The type of research he departed from ,of which one can find a foresight in the writings of Rovani, was barely began by Vicenza Vela , and carried on in some ways by Edoardo Tabacchi , his teacher born like him at Ganna (Varese).
Grandi going beyond their example, succeeded in articulating a concept of plasticity that is antithetical to what was traditionally understood as “sculpture “.
By so doing he opened the road to Medardo Rosso, who even though he was not always fair in recognizing his debt toward the Scapigliatura movement, characterized him as « a sculptor to venerate». In the bronze L’Edera [ The Ivy] of 1878 , Grandi borrowed Cremona’s symbolical title for the painting of the same year to which this small sculpture is indebted in more than one way. This bronze and others, such as The Marechal Ney or The Mourner , all casted after 1874, demonstrate that Grandi had assimilated the Scapigliati pictorial principle by which a form on canvas is not a drawing filled with color but, on the contrary, a process of modeling through brushstrokes which abolish the volumes.
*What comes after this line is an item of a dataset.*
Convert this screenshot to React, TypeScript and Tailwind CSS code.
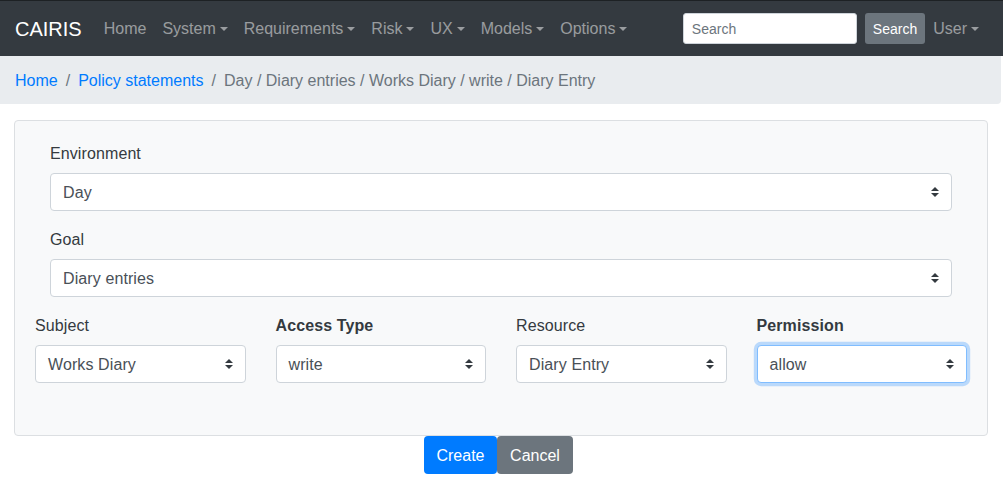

Grandi is the first to have attempted to find a sculptural transposition of this revolutionary principle.
Such an endeavor obliged him to modify the transcription of space :non longer desirous to model a sculpture as if it were a tridimensional object independent from circumambient factors, Grandi had to break the external surfaces to open them to light and therefore built from negative spaces, no longer solely from positive ones.
For that reason, the term «painterly sculptures» generally used to define such phenomenon, might be insufficient to evoke the complexity of it: it gives an idea of the treatment of the surfaces but does not convey the necessary rethinking of forms behind it.